I started quilting in 1998. My first quilts were art quilts, as much paintings as quilts. And, most definitely, made for the wall. I decided I wanted to make a quilt that was utilitarian. My brother had just graduated from college and was moving to North Dakota for graduate school. I decided that he was the perfect candidate for my first quilt. I wanted something simple and warm. A friend suggested that I use two layers of double loft batting, so that it was more like a comforter. (It was quilted by a longarm quilter, too.)
My brother has used this on his bed ever since. Recently, there were a few holes and the binding was completely coming off. So, I started repairing it. Let me tell you, this quilt is so different than how I quilt now. (Two layers of double loft batting?) I guess I would use the same colors again, but that's about it. It is really heavy. I talked to my brother about it, and he says that's why he likes it, it's warm.
Ranger approves of the quilt.
JoAnn's has kona cotton solids 50% off. I stocked up today. I love the plumish color on the bottom.
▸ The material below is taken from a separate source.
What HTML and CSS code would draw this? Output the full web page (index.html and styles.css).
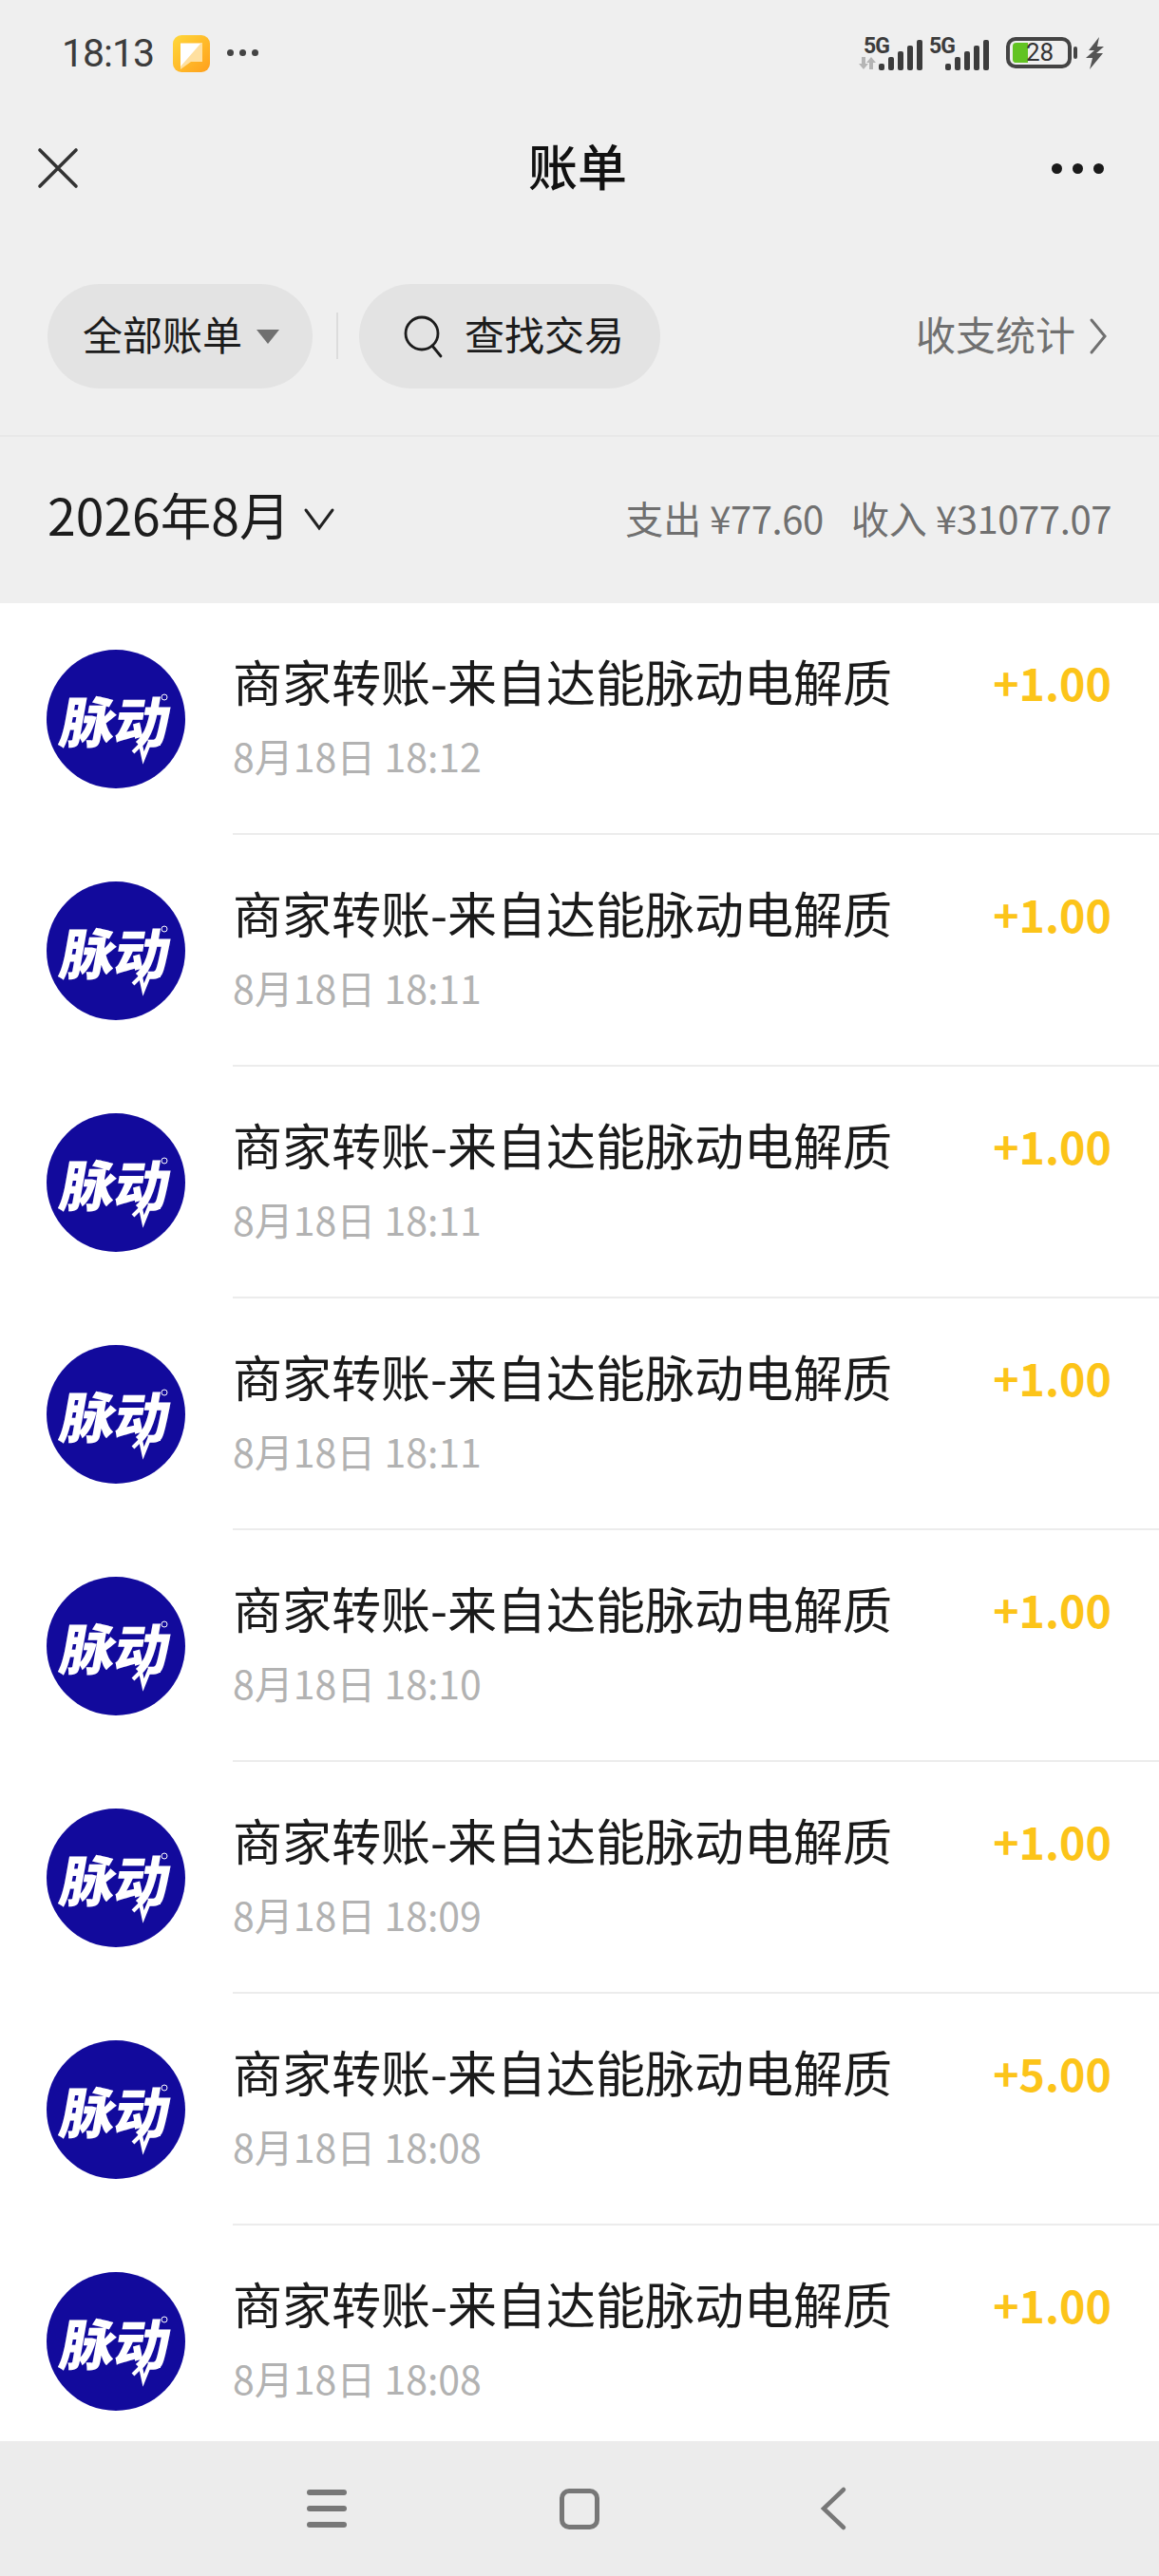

Another way that you could help in Haiti is through craft hope. They are setting up a site on Etsy to sell donated handmade items. All proceeds will go to Doctors without Borders. You can donate an item or purchase a handmade item (when the shop opens.)
For December, Heidi had us follow crazy mom quilts' star quilt along. I was given week 4.This was definitely out of my comfort zone, from fabrics to a traditional block, but I had fun with it. I had been planning on following Modify Tradition , but didn't have the time earlier. This may have inspired me to catch up.
This was a HUGE amount of quilting for me, especially since I didn't do any quilting for about 4 months due to moving. I also made a few other Christmas gifts and decorations for house, too. I had fun, but sometimes felt overwhelmed with the amount of quilting I brought on myself. Most of these quilts were gifts, though I did make a couple for our use as well. I did try to sell a few on etsy, but I didn't enjoy making those as well and was not successful either. I am ok with this.
In this new year, I already have a long list of quilts I want to make. If someone tells me some news, I am probably thinking "I wonder what type of quilt I can make them. Or, do I have time to make another quilt?" I want to make a few quilts for charity, give away several to friends/family, but I would also like to make some for myself. Not as a thought for a bed, but just a quilt that I want to make and explore without thoughts for whether someone else will like it. I may try to do this in mini quilt size to start.
I really intended this blog to not just be about quilting, but that seems to be all I've done artistically this year. I take photos constantly, mostly of my children. I would like to continue to improve in my photo taking (definitely in my photos of quilts.) I do want to get back to drawing and painting this year, but that will have to wait until we get the rest of our stuff in storage (where all of my supplies are.)
I had been thinking about making a tshirt quilt for awhile. Allen's older brother and family moved this fall to a new town. I thought this would be a good time to make a quilt with tshirts and memories from the town they left. I made this quilt for the oldest, Hannah, because I figured that she would have more shirts and moving tends to be harder for older kids and teens.
I wanted to add fun fabrics to make blocks for the shirts, rather than just using t-shirts. I used a small strip of black or green around each shirt, then finished them off to 15 inches with black or polka dot. I used the green again for the binding. I stippled the quilt, but if I was to do another t-shirt quilt I would not quilt over the shirt design. My machine kept skipping stitches. I think it turned out looking like a fun, young quilt, which was my goal. The finished quilt is 75" square.
Vicki had asked me a few months ago to make her a quilt that made her think of her grandchildren. She left how I did that or any color choices up to me. She did mention that she had a burgundy recliner where she planned to curl under the quilt. That was it. I toyed with the idea of names in the quilting, photos, etc. I decided that I did want to include faces, but I wanted it to be a bit subtle.
I decided to make log cabinish blocks that mostly read as solid color. Vicki likes pink, so that started the color palette. I love so many of Amy Butler's pale pink and yellow fabrics, so I decided on the yellow for the center. There are 8 grandchildren, but I wanted a square, so I made 9 yellow blocks for the center, surrounded with pink.
For the quilting, I outlined the yellow squares, and then quilted a line portrait in burgundy of each of the children on a square. I'd made quilted portraits before, using tracing paper to sew over and then removing. This time, following these suggestions from Kristin, I used a tear away stabilizer. I'm not sure which I liked more, but I remember with both feeling like I was ripping out the stitches as I removed the paper. I wonder if I would prefer transferring my drawing directly onto the fabric. I'm not sure, though. For the pink squares, I did a simple stipple with variegated pink thread. Anyway, here are a few closeups.
The center square says "Grandchildren"
My pictures aren't great. The weather wasn't great for photos, and I was completing this down to the wire. Anyway, I'm happy with the completed quilt. I think I would like to do quilted portraits in other quilts, but perhaps as a continuous line drawing. I practiced doing that as well, but thought it didn't work as well for the children.
Of course, a photo of the back. The finished quilt is 75" square.